GIVEN EXERCISE:
Every line that contains the word "styles" should be copied.

'''

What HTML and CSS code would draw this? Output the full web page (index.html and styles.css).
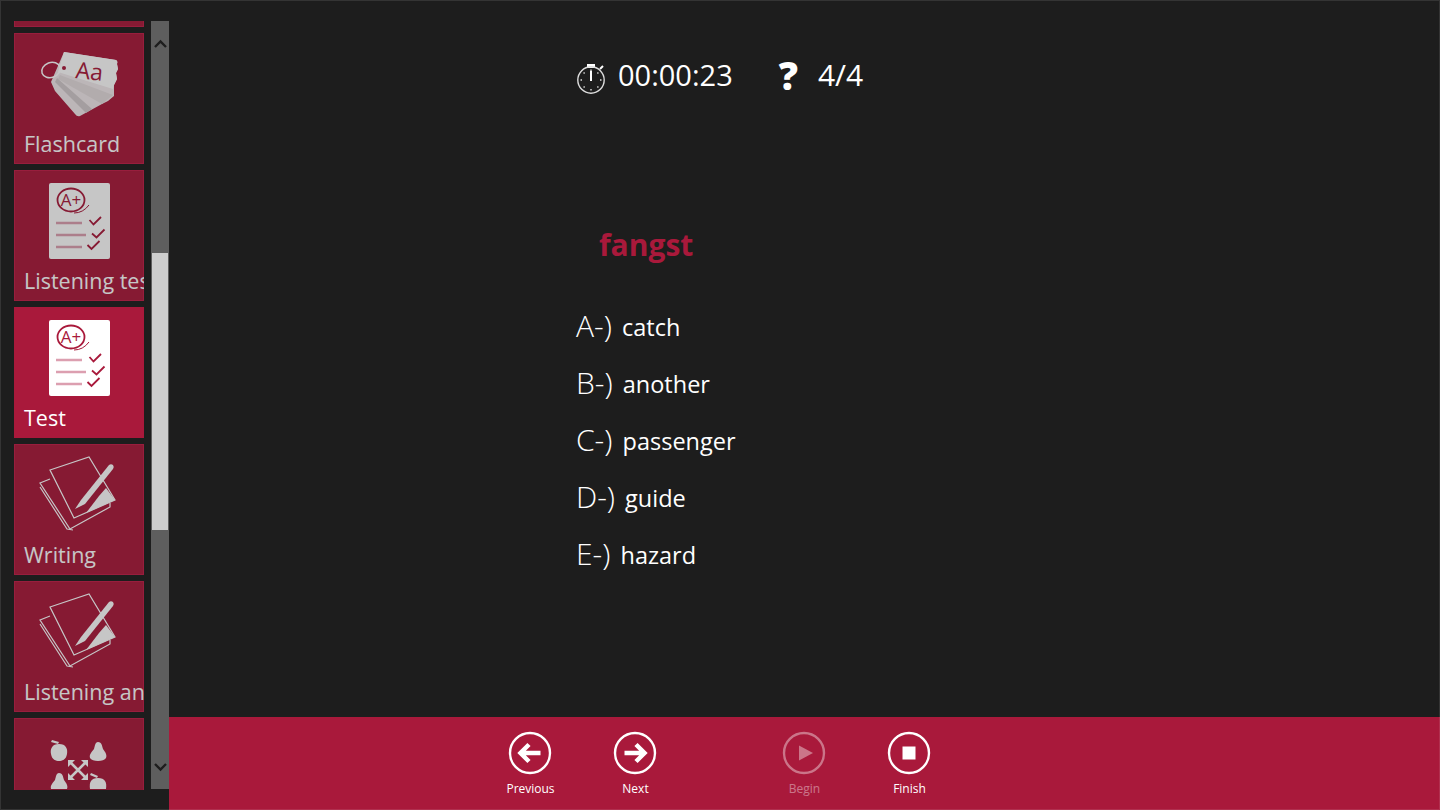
FILE: index.html
```html
<!DOCTYPE html>
<html lang="en">
<head>
<meta charset="UTF-8" />
<title>Test</title>
<link rel="stylesheet" href="styles.css">
</head>
<body>

<svg class="defs" width="0" height="0" aria-hidden="true">
  <defs>
    <symbol id="icon-cards" viewBox="0 0 131 100">
      <path class="shade-light" d="M50 19 L102 27 Q104 28 103 31 L104 36 L102 40 L103 46 L100 52 L100 63 L94 68 L88 71 L66 83 Q63 84 61 81 L41 58 L37 49 Z"/>
      <path class="shade" d="M46 42 L99 62 L88 71 L44 46 Z"/>
      <path class="shade-dark" d="M43 45 L78 76 L72 80 L41 49 Z"/>
      <path class="ink" d="M50 19 L102 27 Q104 28 103 31 L104 36 L102 40 L103 46 L100 52 L99 56 L44 39 Z"/>
      <ellipse class="ring" cx="37" cy="37" rx="9.5" ry="7.5" transform="rotate(-20 37 37)"/>
      <circle class="mark-fill" cx="50" cy="35" r="2"/>
      <text class="card-text" x="61" y="45" transform="rotate(6 61 45)">Aa</text>
    </symbol>
    <symbol id="icon-test" viewBox="0 0 131 100">
      <rect class="ink" x="35" y="13" width="61" height="76" rx="2"/>
      <ellipse class="mark-line" cx="57" cy="30" rx="13.5" ry="11.5"/>
      <path class="mark-thin" d="M60 43 Q69 43 75 35"/>
      <text class="grade-text" x="57" y="36">A+</text>
      <path class="rule" d="M42 53 H68 M42 65 H72 M42 77 H68"/>
      <path class="mark-line" d="M75.5 50 L79.5 54.5 L87 47 M78 63.5 L82.5 67.5 L90.5 59.5 M73.5 75 L77.5 79 L85.5 71"/>
    </symbol>
    <symbol id="icon-writing" viewBox="0 0 131 100">
      <path class="ink-line" d="M36 26 L75 13 L101 56 L60 74 Z"/>
      <path class="ink-line" d="M36 35 L26 39 L56 85 L96 63 L96 59"/>
      <path class="ink-line" d="M26 43 L53 85 L59 86"/>
      <path class="ink" d="M92 44 L101 56 L72 69 L85 52 Z"/>
      <path class="ink" d="M61 65 L67 56 L95 21 Q97 19.5 99 21 Q100.5 23 99 25 L71 60 Z"/>
    </symbol>
    <symbol id="icon-match" viewBox="0 0 131 100">
      <path class="ink" d="M45 26 C52 26 54 31 53 36 C52 42 48 43 45 43 C42 43 38 42 37 36 C36 31 38 26 45 26 Z"/>
      <path class="ink" d="M44 26 L37 24 L38 22 L45 24 Z"/>
      <path class="ink" d="M84 24 C88 24 88 28 89 31 C92 35 93 37 92 40 C90 44 78 44 76 40 C75 36 78 34 80 31 C81 28 81 24 84 24 Z"/>
      <path class="ink" d="M45 55 C49 55 49 59 50 62 C53 66 54 68 53 71 L37 71 C36 67 39 65 41 62 C42 59 42 55 45 55 Z"/>
      <path class="ink" d="M84 60 C91 60 93 64 92 71 L76 71 C75 64 77 60 84 60 Z"/>
      <path class="ink" d="M83 60 L76 57 L77 55 L84 58 Z"/>
      <path class="arrows" d="M57 59 L71 45 M57 45 L71 59"/>
      <path class="ink" d="M74 42 L74 49 L67 42 Z M54 42 L61 42 L54 49 Z M74 62 L67 62 L74 55 Z M54 62 L54 55 L61 62 Z"/>
    </symbol>
  </defs>
</svg>

<div class="app">
  <!-- SIDEBAR -->
  <aside class="sidebar">
    <div class="tile-viewport">
      <ul class="tile-list">
        <li class="tile"></li>
        <li class="tile">
          <svg class="tile-icon"><use href="#icon-cards"/></svg>
          <span class="tile-label">Flashcard</span>
        </li>
        <li class="tile">
          <svg class="tile-icon"><use href="#icon-test"/></svg>
          <span class="tile-label">Listening test</span>
        </li>
        <li class="tile active">
          <svg class="tile-icon"><use href="#icon-test"/></svg>
          <span class="tile-label">Test</span>
        </li>
        <li class="tile">
          <svg class="tile-icon"><use href="#icon-writing"/></svg>
          <span class="tile-label">Writing</span>
        </li>
        <li class="tile">
          <svg class="tile-icon"><use href="#icon-writing"/></svg>
          <span class="tile-label">Listening and writing</span>
        </li>
        <li class="tile">
          <svg class="tile-icon"><use href="#icon-match"/></svg>
          <span class="tile-label">Matching</span>
        </li>
      </ul>
    </div>
    <div class="scrollbar">
      <svg class="scroll-arrow" width="17" height="44" viewBox="0 0 17 44"><path d="M3 26 L8.5 20.5 L14 26"/></svg>
      <div class="scroll-thumb"></div>
      <svg class="scroll-arrow scroll-down" width="17" height="44" viewBox="0 0 17 44"><path d="M3 19 L8.5 24.5 L14 19"/></svg>
    </div>
  </aside>

  <div class="content">
    <!-- QUESTION -->
    <main class="question">
      <div class="stats">
        <svg class="timer-icon" width="30" height="34" viewBox="0 0 30 34">
          <path d="M11 3 H19 V7 H11 Z" class="timer-solid"/>
          <circle cx="15" cy="19" r="13.2"/>
          <path d="M15 10 V20" class="timer-hand"/>
          <path d="M24 8 L27 5" class="timer-hand"/>
          <path d="M15 8.5 V10 M15 28 V29.5 M4.5 19 H6 M24 19 H25.5 M7.6 11.6 L8.6 12.6 M21.4 25.4 L22.4 26.4 M22.4 11.6 L21.4 12.6 M8.6 25.4 L7.6 26.4"/>
        </svg>
        <span class="timer-value">00:00:23</span>
        <span class="question-mark">?</span>
        <span class="count-value">4/4</span>
      </div>
      <h1 class="word">fangst</h1>
      <ol class="options">
        <li class="option"><span class="option-key">A-)</span> catch</li>
        <li class="option"><span class="option-key">B-)</span> another</li>
        <li class="option"><span class="option-key">C-)</span> passenger</li>
        <li class="option"><span class="option-key">D-)</span> guide</li>
        <li class="option"><span class="option-key">E-)</span> hazard</li>
      </ol>
    </main>

    <!-- APP BAR -->
    <footer class="appbar">
      <button class="bar-btn">
        <svg class="bar-icon" viewBox="0 0 44 44"><circle cx="22" cy="22" r="20"/><path class="glyph-line" d="M32.5 22 H13 M21 13.5 L12.5 22 L21 30.5"/></svg>
        Previous
      </button>
      <button class="bar-btn">
        <svg class="bar-icon" viewBox="0 0 44 44"><circle cx="22" cy="22" r="20"/><path class="glyph-line" d="M11.5 22 H31 M23 13.5 L31.5 22 L23 30.5"/></svg>
        Next
      </button>
      <button class="bar-btn disabled">
        <svg class="bar-icon" viewBox="0 0 44 44"><circle cx="22" cy="22" r="20"/><path class="glyph" d="M17 14.5 L31 22 L17 29.5 Z"/></svg>
        Begin
      </button>
      <button class="bar-btn">
        <svg class="bar-icon" viewBox="0 0 44 44"><circle cx="22" cy="22" r="20"/><path class="glyph" d="M15.5 15.5 H28.5 V28.5 H15.5 Z"/></svg>
        Finish
      </button>
    </footer>
  </div>
</div>

</body>
</html>
```

FILE: styles.css
```css
/* Reset */
*, *::before, *::after {
  box-sizing: border-box;
}
body, h1, ul, ol, li, button {
  margin: 0;
  padding: 0;
}
ul, ol {
  list-style: none;
}

:root {
  --crimson: #a9193b;
  --bg: #1d1d1d;
  --ui-font: "Open Sans", "Noto Sans", sans-serif;
}

body {
  width: 1440px;
  height: 810px;
  overflow: hidden;
  background: var(--bg);
  color: white;
  font-family: var(--ui-font);
}

.defs {
  position: absolute;
}

.app {
  position: relative;
  display: flex;
  height: 810px;
}
/* thin window edge */
.app::after {
  content: "";
  position: absolute;
  inset: 0;
  border: 1px solid rgba(255, 255, 255, 0.1);
  pointer-events: none;
}

/* Sidebar */
.sidebar {
  width: 169px;
  flex: none;
  display: flex;
  padding: 21px 0 20px 14px;
  gap: 7px;
}
.tile-viewport {
  width: 130px;
  overflow: hidden;
}
.tile-list {
  margin-top: -125px;
  display: flex;
  flex-direction: column;
  gap: 6px;
}
.tile {
  width: 130px;
  height: 131px;
  flex: none;
  background: var(--crimson);
  opacity: 0.75;
  box-shadow: inset 0 0 0 1px #c21f48;
  overflow: hidden;
  white-space: nowrap;
}
.tile.active {
  opacity: 1;
  box-shadow: none;
}
.tile-icon {
  display: block;
  width: 131px;
  height: 100px;
}
.tile-label {
  display: block;
  padding-left: 10px;
  font-size: 21.5px;
  line-height: 22px;
  color: white;
}

/* Tile icon parts */
.ink { fill: white; }
.shade-light { fill: #f2eaec; }
.shade { fill: #e4dcde; }
.shade-dark { fill: #d2cacc; }
.ring { fill: none; stroke: white; stroke-width: 1.5; }
.ink-line { fill: none; stroke: white; stroke-width: 1.2; }
.mark-fill { fill: var(--crimson); }
.mark-line { fill: none; stroke: var(--crimson); stroke-width: 1.8; }
.mark-thin { fill: none; stroke: var(--crimson); stroke-width: 1; }
.rule { fill: none; stroke: #dc9fb0; stroke-width: 2.5; }
.arrows { fill: none; stroke: white; stroke-width: 2.5; }
.card-text {
  fill: var(--crimson);
  font-family: var(--ui-font);
  font-size: 23px;
}
.grade-text {
  fill: var(--crimson);
  font-family: var(--ui-font);
  font-size: 17px;
  text-anchor: middle;
}

/* Scrollbar */
.scrollbar {
  width: 18px;
  height: 768px;
  background: #5e5e5e;
  display: flex;
  flex-direction: column;
  align-items: center;
}
.scroll-arrow {
  flex: none;
  fill: none;
  stroke: #1d1d1d;
  stroke-width: 2.4;
}
.scroll-thumb {
  width: 16px;
  height: 277px;
  margin-top: 188px;
  background: #cdcdcd;
}
.scroll-down {
  margin-top: auto;
}

/* Question area */
.content {
  flex: 1;
  display: flex;
  flex-direction: column;
}
.question {
  flex: 1;
  padding: 58px 0 0 407px;
}
.stats {
  display: flex;
  align-items: center;
  height: 34px;
  font-size: 29px;
  line-height: 34px;
}
.timer-icon {
  fill: none;
  stroke: #dcdcdc;
  stroke-width: 1.4;
  margin-top: 5px;
}
.timer-solid {
  fill: white;
  stroke: none;
}
.timer-hand {
  stroke: white;
  stroke-width: 2;
}
.timer-value {
  margin-left: 12px;
}
.question-mark {
  margin-left: 46px;
  font-size: 38px;
  font-weight: 800;
}
.count-value {
  margin-left: 20px;
  font-size: 30px;
}
.word {
  margin: 132px 0 0 23px;
  font-size: 30px;
  line-height: 42px;
  font-weight: 700;
  color: var(--crimson);
}
.options {
  margin-top: 31px;
}
.option {
  height: 57px;
  font-size: 23.5px;
  line-height: 57px;
}
.option-key {
  font-size: 30px;
  font-weight: 300;
  margin-right: 4px;
  vertical-align: -1px;
}

/* App bar */
.appbar {
  height: 93px;
  flex: none;
  background: var(--crimson);
  display: flex;
  padding-left: 309px;
}
.bar-btn {
  width: 105px;
  height: 93px;
  border: none;
  background: none;
  color: white;
  font-family: var(--ui-font);
  font-size: 12px;
  line-height: 16px;
  display: flex;
  flex-direction: column;
  align-items: center;
  padding-top: 14px;
  gap: 6px;
}
.bar-btn:nth-child(3) {
  margin-left: 64px;
}
.bar-btn.disabled {
  opacity: 0.4;
}
.bar-icon {
  width: 44px;
  height: 44px;
  margin-right: 1px;
  fill: none;
  stroke: white;
  stroke-width: 2.4;
}
.glyph {
  fill: white;
  stroke: none;
}
.glyph-line {
  stroke-width: 4.5;
}
```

'''

PROBLEM SOLUTION:
What HTML and CSS code would draw this? Output the full web page (index.html and styles.css).
<link rel="stylesheet" href="styles.css">
FILE: styles.css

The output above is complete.